В поэзии и драме экспрессионистов нашло выражение страстное недовольство окружающей буржуазной действительностью, протест против гнетущей атмосферы вильгельмовской Германии. Бунт экспрессионистов был стихийным, политически неосмысленным. Именно поэтому образы их поэзии были далеки от реалистических, отличались абстрактной патетикой. Сам термин «экспрессионист» подразумевал то, что его приверженцы стремились не столько к изображению действительности, сколько к выражению своего отношения к ней. Марш вперед единым строем мысли Против тех, злом вокруг повисли, Вам созвездья путь укажут стройно, - писал молодой Ц. Бехер («Марш»). Экспрессионисты были убеждены, что они в своем творчестве должны пользоваться, какими-то новыми формами. Это формальное новаторство проявлялось в отказе от классических форм стиха, в стремлении к свободным ритмам, в отказе от синтаксической закономерности и даже от пунктуации.

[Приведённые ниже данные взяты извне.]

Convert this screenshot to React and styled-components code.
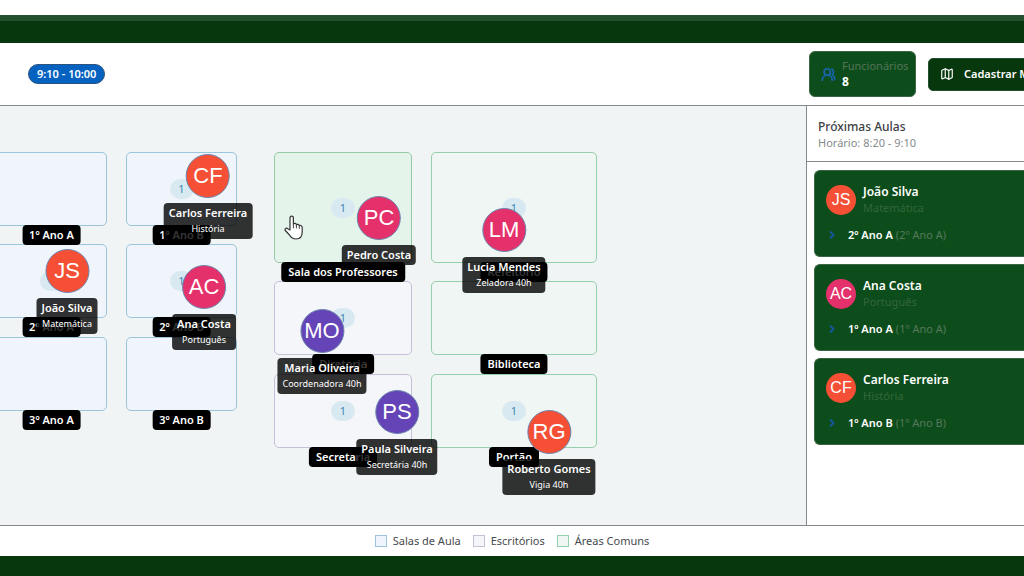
import React from "react";
import styled, { createGlobalStyle } from "styled-components";
import { Map as MapIcon, ChevronRight, UsersRound } from "lucide-react";

const GlobalStyle = createGlobalStyle`
  * { box-sizing: border-box; }
  body {
    margin: 0;
    background: #fff;
    color: #474a4d;
    font-family: "Noto Sans", "Open Sans", sans-serif;
    font-size: 12px;
    line-height: 16px;
  }
  h2, h3, p, ul { margin: 0; padding: 0; }
  ul { list-style: none; }
`;

const line = "#848989";

const Page = styled.div`
  display: flex;
  flex-direction: column;
  min-height: 100vh;
  padding-top: 15px;
  overflow: hidden;
`;

const TitleBar = styled.div`
  height: 28px;
  background: #06370d;
  border-top: 6px solid #23502e;
`;

const Toolbar = styled.header`
  display: flex;
  align-items: center;
  justify-content: space-between;
  height: 63px;
  padding-left: 28px;
  border-bottom: 1px solid ${line};
`;

const TimeBadge = styled.span`
  padding: 1px 8px;
  border: 1px solid #2b5380;
  border-radius: 10px;
  background: #0662c0;
  color: #fff;
  font-size: 11px;
  font-weight: 600;
`;

const Actions = styled.div`
  display: flex;
  flex: 0 0 215px;
  align-items: center;
  gap: 12px;
  overflow: hidden;
`;

const Stat = styled.div`
  display: flex;
  flex: 0 0 107px;
  align-items: center;
  gap: 6px;
  height: 46px;
  padding-left: 11px;
  border: 1px solid #3b6543;
  border-radius: 6px;
  background: #0d4d1b;
  color: #1763a6;
`;

const StatLabel = styled.p`
  color: #55745a;
  font-size: 11px;
`;

const StatValue = styled.p`
  color: #fff;
  font-weight: 700;
`;

const RegisterButton = styled.button`
  display: flex;
  flex: none;
  align-items: center;
  gap: 10px;
  height: 33px;
  padding: 0 11px;
  border: 1px solid #23502e;
  border-radius: 5px;
  background: #06370d;
  color: #fff;
  font: 600 11px/16px "Noto Sans", "Open Sans", sans-serif;
  white-space: nowrap;
`;

const Workspace = styled.div`
  display: flex;
  flex: 1;
`;

const FloorPlan = styled.main`
  position: relative;
  flex: 1;
  min-height: 419px;
  overflow: hidden;
  background: #f1f4f5;
`;

const tones = {
  classroom: { line: "#9cc4dc", fill: "#eff5fa" },
  office: { line: "#c5bfd8", fill: "#f5f6fa" },
  common: { line: "#94d0ab", fill: "#eff6f3" },
  active: { line: "#94c9a6", fill: "#e4f4ea" },
};

const RoomBox = styled.section`
  position: absolute;
  left: ${(p) => p.$x}px;
  top: ${(p) => p.$y}px;
  display: flex;
  align-items: center;
  justify-content: center;
  width: ${(p) => p.$w}px;
  height: ${(p) => p.$h}px;
  border: 1px solid ${(p) => tones[p.$tone].line};
  border-radius: 5px;
  background: ${(p) => tones[p.$tone].fill};
`;

const Occupancy = styled.span`
  width: 24px;
  border-radius: 10px;
  background: #d9e9f1;
  color: #3d87b5;
  font-size: 11px;
  line-height: 20px;
  text-align: center;
`;

const RoomName = styled.h3`
  position: absolute;
  top: 100%;
  left: 50%;
  z-index: ${(p) => (p.$raised ? 3 : 1)};
  padding: 2px 7px;
  border-radius: 4px;
  background: #000;
  color: #fff;
  font-size: 11px;
  font-weight: 600;
  transform: translateX(-50%);
  white-space: nowrap;
`;

const Person = styled.div`
  position: absolute;
  left: ${(p) => p.$x}px;
  top: ${(p) => p.$y}px;
  z-index: 2;
  display: flex;
  flex-direction: column;
  align-items: center;
  gap: 5px;
  transform: translate(-50%, -22px);
`;

const Avatar = styled.span`
  display: flex;
  flex: none;
  align-items: center;
  justify-content: center;
  width: ${(p) => (p.$large ? 44 : 30)}px;
  height: ${(p) => (p.$large ? 44 : 30)}px;
  border: ${(p) => (p.$large ? "1px solid #6c83ad" : "0")};
  border-radius: 50%;
  background: ${(p) => p.$color};
  color: #fff;
  font-family: "Liberation Sans", Arial, sans-serif;
  font-size: ${(p) => (p.$large ? 22 : 16)}px;
`;

const NameTag = styled.div`
  padding: 2px 5px;
  border-radius: 4px;
  background: rgba(0, 0, 0, 0.8);
  color: #fff;
  font-size: 11px;
  font-weight: 600;
  text-align: center;
  white-space: nowrap;
`;

const Role = styled.p`
  font-size: 9px;
  font-weight: 400;
`;

const Pointer = styled.svg`
  position: absolute;
  left: 284px;
  top: 109px;
  z-index: 4;
`;

const Sidebar = styled.aside`
  flex: 0 0 218px;
  overflow: hidden;
  border-left: 1px solid ${line};
`;

const SidebarHeader = styled.div`
  padding: 13px 11px 10px;
  border-bottom: 1px solid ${line};
`;

const SidebarTitle = styled.h2`
  color: #3c4043;
  font-size: 12px;
  font-weight: 500;
`;

const Schedule = styled.p`
  color: #868a8c;
  font-size: 11px;
`;

const LessonList = styled.ul`
  display: flex;
  flex-direction: column;
  gap: 7px;
  padding: 8px 0 8px 7px;
`;

const Lesson = styled.li`
  height: 87px;
  padding: 13px 11px;
  border: 1px solid #3b6543;
  border-right: 0;
  border-radius: 6px 0 0 6px;
  background: #0d4d1b;
  color: #fff;
`;

const Teacher = styled.div`
  display: flex;
  align-items: center;
  gap: 7px;
`;

const TeacherName = styled.h3`
  font-size: 12px;
  font-weight: 600;
`;

const Subject = styled.p`
  color: #33663d;
  font-size: 11px;
`;

const Place = styled.p`
  display: flex;
  align-items: center;
  gap: 3px;
  margin-top: 11px;
  font-size: 11px;
  font-weight: 600;

  svg { margin-right: 7px; color: #15569a; }
`;

const PlaceNote = styled.span`
  color: #55785b;
  font-weight: 400;
`;

const Legend = styled.footer`
  display: flex;
  align-items: center;
  justify-content: center;
  gap: 12px;
  height: 31px;
  border-top: 1px solid ${line};
  font-size: 11px;
`;

const LegendItem = styled.span`
  display: flex;
  align-items: center;
  gap: 6px;
`;

const Swatch = styled.i`
  width: 12px;
  height: 12px;
  border: 1px solid ${(p) => tones[p.$tone].line};
  background: ${(p) => tones[p.$tone].fill};
`;

const BottomBar = styled.div`
  height: 20px;
  background: #06370d;
`;

const rooms = [
  { name: "1º Ano A", x: -4, y: 46, w: 111, h: 74, tone: "classroom" },
  { name: "1º Ano B", x: 126, y: 46, w: 111, h: 74, tone: "classroom", count: 1 },
  { name: "2º Ano A", x: -4, y: 138, w: 111, h: 74, tone: "classroom", count: 1 },
  { name: "2º Ano B", x: 126, y: 138, w: 111, h: 74, tone: "classroom", count: 1 },
  { name: "3º Ano A", x: -4, y: 231, w: 111, h: 74, tone: "classroom" },
  { name: "3º Ano B", x: 126, y: 231, w: 111, h: 74, tone: "classroom" },
  { name: "Sala dos Professores", x: 274, y: 46, w: 138, h: 111, tone: "active", count: 1, raised: true },
  { name: "Refeitório", x: 431, y: 46, w: 166, h: 111, tone: "common", count: 1 },
  { name: "Diretoria", x: 274, y: 175, w: 138, h: 74, tone: "office", count: 1 },
  { name: "Biblioteca", x: 431, y: 175, w: 166, h: 74, tone: "common" },
  { name: "Secretaria", x: 274, y: 268, w: 138, h: 74, tone: "office", count: 1 },
  { name: "Portão", x: 431, y: 268, w: 166, h: 74, tone: "common", count: 1 },
];

const red = "#f55036";
const pink = "#e5316b";
const purple = "#6544b8";

const people = [
  { initials: "CF", name: "Carlos Ferreira", role: "História", x: 208, y: 70, color: red },
  { initials: "JS", name: "João Silva", role: "Matemática", x: 67, y: 165, color: red },
  { initials: "AC", name: "Ana Costa", role: "Português", x: 204, y: 181, color: pink },
  { initials: "PC", name: "Pedro Costa", x: 379, y: 112, color: pink },
  { initials: "LM", name: "Lucia Mendes", role: "Zeladora 40h", x: 504, y: 124, color: pink },
  { initials: "MO", name: "Maria Oliveira", role: "Coordenadora 40h", x: 322, y: 225, color: purple },
  { initials: "PS", name: "Paula Silveira", role: "Secretária 40h", x: 397, y: 306, color: purple },
  { initials: "RG", name: "Roberto Gomes", role: "Vigia 40h", x: 549, y: 326, color: red },
];

const lessons = [
  { initials: "JS", name: "João Silva", subject: "Matemática", room: "2º Ano A", color: red },
  { initials: "AC", name: "Ana Costa", subject: "Português", room: "1º Ano A", color: pink },
  { initials: "CF", name: "Carlos Ferreira", subject: "História", room: "1º Ano B", color: red },
];

const legend = [
  { label: "Salas de Aula", tone: "classroom" },
  { label: "Escritórios", tone: "office" },
  { label: "Áreas Comuns", tone: "common" },
];

export default function App() {
  return (
    <>
      <GlobalStyle />
      <Page>
        <TitleBar />
        <Toolbar>
          <TimeBadge>9:10 - 10:00</TimeBadge>
          <Actions>
            <Stat>
              <UsersRound size={15} strokeWidth={3} />
              <div>
                <StatLabel>Funcionários</StatLabel>
                <StatValue>8</StatValue>
              </div>
            </Stat>
            <RegisterButton type="button">
              <MapIcon size={14} />
              Cadastrar Mapa
            </RegisterButton>
          </Actions>
        </Toolbar>
        <Workspace>
          <FloorPlan>
            {rooms.map((r) => (
              <RoomBox key={r.name} $x={r.x} $y={r.y} $w={r.w} $h={r.h} $tone={r.tone}>
                {r.count && <Occupancy>{r.count}</Occupancy>}
                <RoomName $raised={r.raised}>{r.name}</RoomName>
              </RoomBox>
            ))}
            {people.map((p) => (
              <Person key={p.name} $x={p.x} $y={p.y}>
                <Avatar $large $color={p.color}>{p.initials}</Avatar>
                <NameTag>
                  {p.name}
                  {p.role && <Role>{p.role}</Role>}
                </NameTag>
              </Person>
            ))}
            <Pointer width="20" height="25" viewBox="0 0 20 25" aria-hidden="true">
              <path
                d="M6 15V3.2C6 .5 9.4.5 9.4 3.2V9c.8-1 2.8-.7 3 .7 1-.8 2.7-.3 2.9 1 1.200-.6 2.900.1 2.900 1.700V17c0 4-2 7-6.200 7-3.500 0-5-1.400-6.500-4L1.300 15.500c-1-1.800 1-3 2.500-1.700Z"
                fill="#fff"
                stroke="#333"
                strokeWidth="1.200"
                strokeLinejoin="round"
              />
              <path d="M9.400 9v4M12.400 10v3M15.300 11v2.500" stroke="#444" strokeLinecap="round" />
            </Pointer>
          </FloorPlan>
          <Sidebar>
            <SidebarHeader>
              <SidebarTitle>Próximas Aulas</SidebarTitle>
              <Schedule>Horário: 8:20 - 9:10</Schedule>
            </SidebarHeader>
            <LessonList>
              {lessons.map((l) => (
                <Lesson key={l.name}>
                  <Teacher>
                    <Avatar $color={l.color}>{l.initials}</Avatar>
                    <div>
                      <TeacherName>{l.name}</TeacherName>
                      <Subject>{l.subject}</Subject>
                    </div>
                  </Teacher>
                  <Place>
                    <ChevronRight size={12} strokeWidth={4} />
                    {l.room}
                    <PlaceNote>({l.room})</PlaceNote>
                  </Place>
                </Lesson>
              ))}
            </LessonList>
          </Sidebar>
        </Workspace>
        <Legend>
          {legend.map((item) => (
            <LegendItem key={item.label}>
              <Swatch $tone={item.tone} />
              {item.label}
            </LegendItem>
          ))}
        </Legend>
        <BottomBar />
      </Page>
    </>
  );
}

В 20-е годы левое крыло экспрессионистов стояло в авангарде немецкой литературы. Левые экспрессионисты решительно выступали против войны и первыми среди литераторов приветствовали Октябрьскую революцию. Когда в стране закончилась революционная ситуация, экспрессионизм утратил свою главенствующую роль. Литературу, потерянного поколения представляют Ремарк, Деблин, Цвейг. «На западном фронте без перемен» (1929 г.), Ремарк изображает суровую правду войны. Ремарк осуждает войну с позиции некоего абстрактного гуманизма. Впечатляющим было изображение ужасов фронта, бессмысленности войны; читателя глубоко взволновал рассказ о «потерянном поколении» - юношах, которые, не успев окончить школы, попали в окопы и вынуждены были стрелять в таких же юнцов, посаженных по другую сторону фронта. Роман ремарка объективно был направлен против поджигателей новой войны и помогал тем, кто боролся за мир. Романом «На западном фронте без перемен» Ремарк начал летопись своего поколения. В новых книгах «Возвращение» (1931 г.) и «Три товарища» (1938 г.) — писатель рассказал о тех, кто вернулся с войны и нашел мир не менее жестоким, чем сама война.

Герои романа «Три товарища» - люди того же потерянного поколения, которые утратили всякие идеалы, но пронесли через все невзгоды человеческое достоинство. Трех героев - Лохамна, Кестора и ленца - связывает глубокая мужская дружба, они сохранили ее с окопных времен. Трагично складывается судьба друзей в неустроенном послевоенном мире. Финал романа безрадостен. Убили ленца, умерла Пат - любимая героя, от лица которого ведется повествование. Лирическая задушевность романа своеобразно сочетается с горьким цинизмом и ощущением внутренней опустошенности. Роман написан в эмиграции, но автор пытается поставить себя вне политической борьбы эпохи.